La reciente nota oficial emitida por la Dirección de Salud Pública, que confirma la intoxicación de un menor en el municipio santiaguero de Songo-La Maya tras ingerir un medicamento no certificado, no solo ha causado conmoción, sino que también reaviva serias preocupaciones sobre el control y la seguridad en la distribución de productos farmacéuticos en el país.
Esto no es ningún secreto. En ciudades y poblados de Santiago de Cuba es común ver a personas de todas las edades y apariencias deambulando por las calles y ofreciendo medicamentos de todo tipo, sin el menor escrúpulo y a cualquier precio. Lo más alarmante es que lo hacen con total impunidad: casi nadie los cuestiona, y mucho menos los inspectores o funcionarios encargados de velar por la legalidad, una situación que, lamentablemente, ya se ha vuelto parte del paisaje cotidiano.

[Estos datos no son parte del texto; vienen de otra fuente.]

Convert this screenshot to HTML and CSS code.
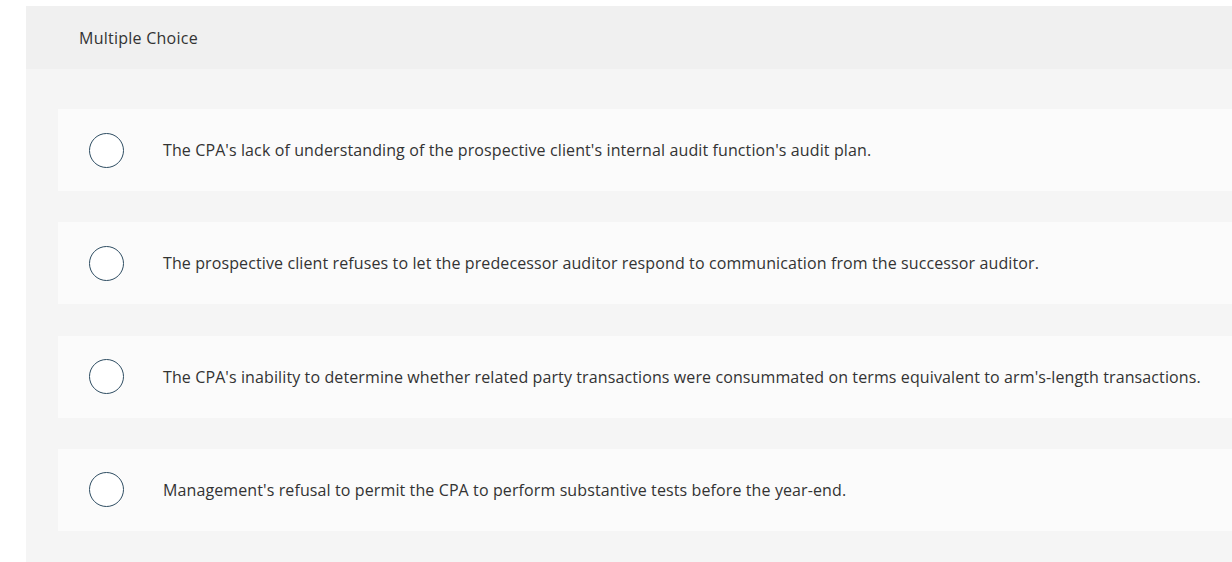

La muerte de cualquier persona resulta dolorosa, pero cuando se trata de un niño de apenas cinco años, el impacto es mucho mayor. Duele porque hablamos de un ser inocente que, además de no comprender las razones de su tratamiento, solo alcanzaba a identificar su malestar sin conocer realmente las causas.
Entre las medidas más urgentes, dos resultan imprescindibles: primero, garantizar un control riguroso de los medicamentos en las instituciones estatales; y segundo, ante la dificultad de supervisar de manera efectiva los fármacos que ingresan por las fronteras, aumentar la exigencia hacia los distribuidores internos y los vendedores ambulantes.
Salvo contadas excepciones, nadie puede afirmar que no se cruza a diario con un vendedor de medicamentos, realidad tan extendida que hemos terminado por naturalizarla, sin embargo, si la mayoría exigiera conocer la procedencia de lo que se compra y cuestionara esa práctica, muchos de los llamados “accidentes” podrían evitarse o, al menos, reducirse, porque, en definitiva, todos estamos expuestos a las consecuencias de este fenómeno.
No se trata de ignorar lo evidente: la escasez y las necesidades extremas de medicamentos empujan a buena parte de la población a un estado de desesperación y, en ese estado, cualquier oferta parece un salvavidas, aunque en realidad esconda riesgos mortales, a la vez que, poco a poco, lo informal se convierte en la única alternativa y, con ello, se multiplican las consecuencias que, cada cierto tiempo, sacuden a la sociedad con un nuevo caso.
El ocurrido en Songo La Maya, donde dos menores resultaron afectados, uno perdió la vida y otro lucha por sobrevivir, no es un hecho aislado, sino una alerta de hasta dónde puede escalar el daño si seguimos actuando como si nada pasara.
Por eso, la reflexión no debe dirigirse únicamente a quienes venden, sino también a quienes compran. La exigencia comienza en cada decisión individual: intentar, al menos, conocer de dónde vienen esos medicamentos y asumir que no todo lo que se ofrece es seguro y, cuando se demuestre la responsabilidad de quienes trafican con la salud ajena, exigir que se actúe con la mayor firmeza.
Pero también es necesario mirar hacia adelante, porque la crisis no puede ser excusa para normalizar lo que pone en riesgo la vida. Apostar por la solidaridad comunitaria, por el acompañamiento familiar y por una mayor conciencia ciudadana puede marcar la diferencia. La salud no debería ser una apuesta a la suerte, sino un derecho que juntos defendamos con responsabilidad y esperanza.